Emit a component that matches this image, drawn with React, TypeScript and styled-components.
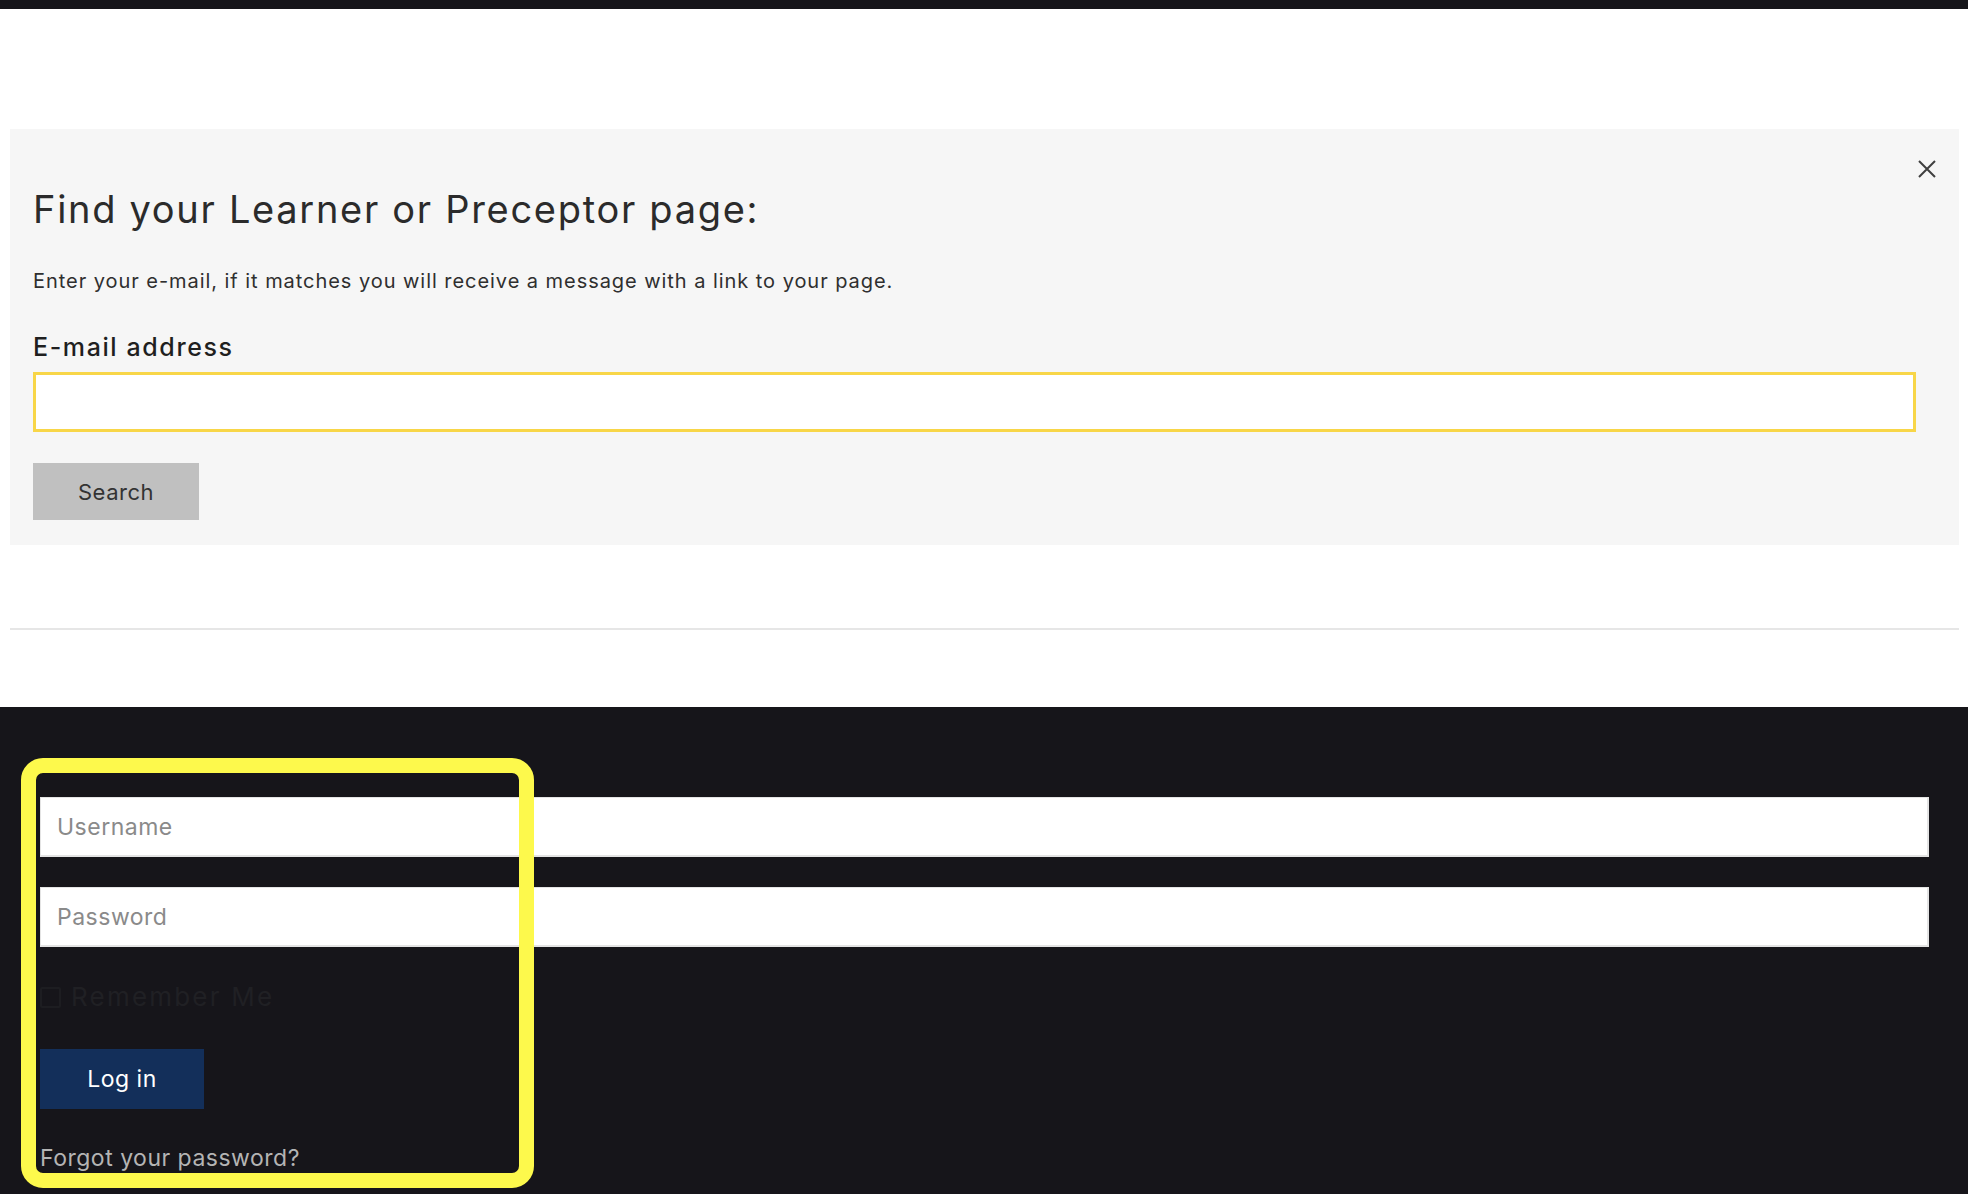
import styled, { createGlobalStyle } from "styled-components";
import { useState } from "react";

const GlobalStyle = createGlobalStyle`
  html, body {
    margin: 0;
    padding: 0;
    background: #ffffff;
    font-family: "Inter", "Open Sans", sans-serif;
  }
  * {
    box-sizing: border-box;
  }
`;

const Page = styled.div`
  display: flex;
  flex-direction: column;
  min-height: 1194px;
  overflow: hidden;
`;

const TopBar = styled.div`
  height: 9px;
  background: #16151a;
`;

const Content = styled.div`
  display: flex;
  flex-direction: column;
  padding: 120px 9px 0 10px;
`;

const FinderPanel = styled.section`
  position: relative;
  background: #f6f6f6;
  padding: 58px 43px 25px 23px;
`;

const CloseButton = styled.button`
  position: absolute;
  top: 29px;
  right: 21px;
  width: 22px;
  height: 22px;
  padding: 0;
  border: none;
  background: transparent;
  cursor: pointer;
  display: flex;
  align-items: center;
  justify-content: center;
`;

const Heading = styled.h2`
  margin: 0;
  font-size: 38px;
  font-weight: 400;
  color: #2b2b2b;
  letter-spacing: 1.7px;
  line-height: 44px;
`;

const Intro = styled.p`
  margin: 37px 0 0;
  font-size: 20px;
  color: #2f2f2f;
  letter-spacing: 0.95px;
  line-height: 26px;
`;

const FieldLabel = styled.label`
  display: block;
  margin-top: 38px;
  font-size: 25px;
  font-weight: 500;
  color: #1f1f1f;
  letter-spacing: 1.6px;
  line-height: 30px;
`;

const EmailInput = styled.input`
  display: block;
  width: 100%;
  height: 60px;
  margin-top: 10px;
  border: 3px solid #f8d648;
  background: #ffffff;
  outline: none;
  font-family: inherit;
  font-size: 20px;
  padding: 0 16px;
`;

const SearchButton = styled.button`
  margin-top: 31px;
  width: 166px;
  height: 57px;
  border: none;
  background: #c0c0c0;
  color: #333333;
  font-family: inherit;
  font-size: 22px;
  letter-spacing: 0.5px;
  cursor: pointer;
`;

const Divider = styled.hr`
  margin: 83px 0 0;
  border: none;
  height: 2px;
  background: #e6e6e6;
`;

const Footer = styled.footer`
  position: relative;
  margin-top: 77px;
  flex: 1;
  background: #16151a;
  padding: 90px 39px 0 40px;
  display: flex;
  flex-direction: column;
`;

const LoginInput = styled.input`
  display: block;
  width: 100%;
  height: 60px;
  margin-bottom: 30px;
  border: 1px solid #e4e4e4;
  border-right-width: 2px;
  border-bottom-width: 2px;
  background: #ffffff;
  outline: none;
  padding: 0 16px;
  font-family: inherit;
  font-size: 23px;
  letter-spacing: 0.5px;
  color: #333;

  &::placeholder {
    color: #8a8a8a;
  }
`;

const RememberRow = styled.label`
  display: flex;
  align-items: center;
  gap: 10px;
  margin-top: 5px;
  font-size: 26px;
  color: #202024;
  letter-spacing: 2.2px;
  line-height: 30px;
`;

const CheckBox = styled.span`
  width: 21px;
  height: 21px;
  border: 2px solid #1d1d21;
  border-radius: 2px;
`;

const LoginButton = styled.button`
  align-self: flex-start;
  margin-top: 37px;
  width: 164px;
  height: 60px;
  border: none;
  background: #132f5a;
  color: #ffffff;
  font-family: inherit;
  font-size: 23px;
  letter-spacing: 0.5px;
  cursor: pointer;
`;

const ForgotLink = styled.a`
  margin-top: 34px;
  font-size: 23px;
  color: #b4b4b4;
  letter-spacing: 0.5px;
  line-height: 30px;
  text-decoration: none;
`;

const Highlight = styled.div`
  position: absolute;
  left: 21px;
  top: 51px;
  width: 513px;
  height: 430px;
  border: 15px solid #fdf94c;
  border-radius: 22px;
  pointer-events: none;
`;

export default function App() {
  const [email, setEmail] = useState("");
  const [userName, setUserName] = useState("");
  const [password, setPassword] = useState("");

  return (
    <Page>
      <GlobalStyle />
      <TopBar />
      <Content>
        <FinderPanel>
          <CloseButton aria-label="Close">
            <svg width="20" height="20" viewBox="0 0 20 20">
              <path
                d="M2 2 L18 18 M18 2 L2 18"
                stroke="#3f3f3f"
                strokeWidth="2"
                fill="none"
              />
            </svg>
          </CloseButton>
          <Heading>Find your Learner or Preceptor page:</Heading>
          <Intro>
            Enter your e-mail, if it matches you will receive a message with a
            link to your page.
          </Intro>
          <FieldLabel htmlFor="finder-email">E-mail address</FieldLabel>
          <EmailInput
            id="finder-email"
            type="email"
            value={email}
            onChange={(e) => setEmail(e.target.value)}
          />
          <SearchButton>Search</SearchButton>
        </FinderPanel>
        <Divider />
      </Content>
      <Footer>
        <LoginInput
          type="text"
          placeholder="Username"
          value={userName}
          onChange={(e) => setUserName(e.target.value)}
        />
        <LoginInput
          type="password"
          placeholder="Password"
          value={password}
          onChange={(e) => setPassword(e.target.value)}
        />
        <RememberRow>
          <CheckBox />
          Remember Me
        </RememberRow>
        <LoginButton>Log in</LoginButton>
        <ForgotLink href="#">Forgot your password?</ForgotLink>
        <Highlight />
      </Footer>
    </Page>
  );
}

GOAL | Without the pictures, transcribe the listing above exactly.

WRITTEN SOLUTION |
Emit a component that matches this image, drawn with React, TypeScript and styled-components.
import styled, { createGlobalStyle } from "styled-components";
import { useState } from "react";

const GlobalStyle = createGlobalStyle`
  html, body {
    margin: 0;
    padding: 0;
    background: #ffffff;
    font-family: "Inter", "Open Sans", sans-serif;
  }
  * {
    box-sizing: border-box;
  }
`;

const Page = styled.div`
  display: flex;
  flex-direction: column;
  min-height: 1194px;
  overflow: hidden;
`;

const TopBar = styled.div`
  height: 9px;
  background: #16151a;
`;

const Content = styled.div`
  display: flex;
  flex-direction: column;
  padding: 120px 9px 0 10px;
`;

const FinderPanel = styled.section`
  position: relative;
  background: #f6f6f6;
  padding: 58px 43px 25px 23px;
`;

const CloseButton = styled.button`
  position: absolute;
  top: 29px;
  right: 21px;
  width: 22px;
  height: 22px;
  padding: 0;
  border: none;
  background: transparent;
  cursor: pointer;
  display: flex;
  align-items: center;
  justify-content: center;
`;

const Heading = styled.h2`
  margin: 0;
  font-size: 38px;
  font-weight: 400;
  color: #2b2b2b;
  letter-spacing: 1.7px;
  line-height: 44px;
`;

const Intro = styled.p`
  margin: 37px 0 0;
  font-size: 20px;
  color: #2f2f2f;
  letter-spacing: 0.95px;
  line-height: 26px;
`;

const FieldLabel = styled.label`
  display: block;
  margin-top: 38px;
  font-size: 25px;
  font-weight: 500;
  color: #1f1f1f;
  letter-spacing: 1.6px;
  line-height: 30px;
`;

const EmailInput = styled.input`
  display: block;
  width: 100%;
  height: 60px;
  margin-top: 10px;
  border: 3px solid #f8d648;
  background: #ffffff;
  outline: none;
  font-family: inherit;
  font-size: 20px;
  padding: 0 16px;
`;

const SearchButton = styled.button`
  margin-top: 31px;
  width: 166px;
  height: 57px;
  border: none;
  background: #c0c0c0;
  color: #333333;
  font-family: inherit;
  font-size: 22px;
  letter-spacing: 0.5px;
  cursor: pointer;
`;

const Divider = styled.hr`
  margin: 83px 0 0;
  border: none;
  height: 2px;
  background: #e6e6e6;
`;

const Footer = styled.footer`
  position: relative;
  margin-top: 77px;
  flex: 1;
  background: #16151a;
  padding: 90px 39px 0 40px;
  display: flex;
  flex-direction: column;
`;

const LoginInput = styled.input`
  display: block;
  width: 100%;
  height: 60px;
  margin-bottom: 30px;
  border: 1px solid #e4e4e4;
  border-right-width: 2px;
  border-bottom-width: 2px;
  background: #ffffff;
  outline: none;
  padding: 0 16px;
  font-family: inherit;
  font-size: 23px;
  letter-spacing: 0.5px;
  color: #333;

  &::placeholder {
    color: #8a8a8a;
  }
`;

const RememberRow = styled.label`
  display: flex;
  align-items: center;
  gap: 10px;
  margin-top: 5px;
  font-size: 26px;
  color: #202024;
  letter-spacing: 2.2px;
  line-height: 30px;
`;

const CheckBox = styled.span`
  width: 21px;
  height: 21px;
  border: 2px solid #1d1d21;
  border-radius: 2px;
`;

const LoginButton = styled.button`
  align-self: flex-start;
  margin-top: 37px;
  width: 164px;
  height: 60px;
  border: none;
  background: #132f5a;
  color: #ffffff;
  font-family: inherit;
  font-size: 23px;
  letter-spacing: 0.5px;
  cursor: pointer;
`;

const ForgotLink = styled.a`
  margin-top: 34px;
  font-size: 23px;
  color: #b4b4b4;
  letter-spacing: 0.5px;
  line-height: 30px;
  text-decoration: none;
`;

const Highlight = styled.div`
  position: absolute;
  left: 21px;
  top: 51px;
  width: 513px;
  height: 430px;
  border: 15px solid #fdf94c;
  border-radius: 22px;
  pointer-events: none;
`;

export default function App() {
  const [email, setEmail] = useState("");
  const [userName, setUserName] = useState("");
  const [password, setPassword] = useState("");

  return (
    <Page>
      <GlobalStyle />
      <TopBar />
      <Content>
        <FinderPanel>
          <CloseButton aria-label="Close">
            <svg width="20" height="20" viewBox="0 0 20 20">
              <path
                d="M2 2 L18 18 M18 2 L2 18"
                stroke="#3f3f3f"
                strokeWidth="2"
                fill="none"
              />
            </svg>
          </CloseButton>
          <Heading>Find your Learner or Preceptor page:</Heading>
          <Intro>
            Enter your e-mail, if it matches you will receive a message with a
            link to your page.
          </Intro>
          <FieldLabel htmlFor="finder-email">E-mail address</FieldLabel>
          <EmailInput
            id="finder-email"
            type="email"
            value={email}
            onChange={(e) => setEmail(e.target.value)}
          />
          <SearchButton>Search</SearchButton>
        </FinderPanel>
        <Divider />
      </Content>
      <Footer>
        <LoginInput
          type="text"
          placeholder="Username"
          value={userName}
          onChange={(e) => setUserName(e.target.value)}
        />
        <LoginInput
          type="password"
          placeholder="Password"
          value={password}
          onChange={(e) => setPassword(e.target.value)}
        />
        <RememberRow>
          <CheckBox />
          Remember Me
        </RememberRow>
        <LoginButton>Log in</LoginButton>
        <ForgotLink href="#">Forgot your password?</ForgotLink>
        <Highlight />
      </Footer>
    </Page>
  );
}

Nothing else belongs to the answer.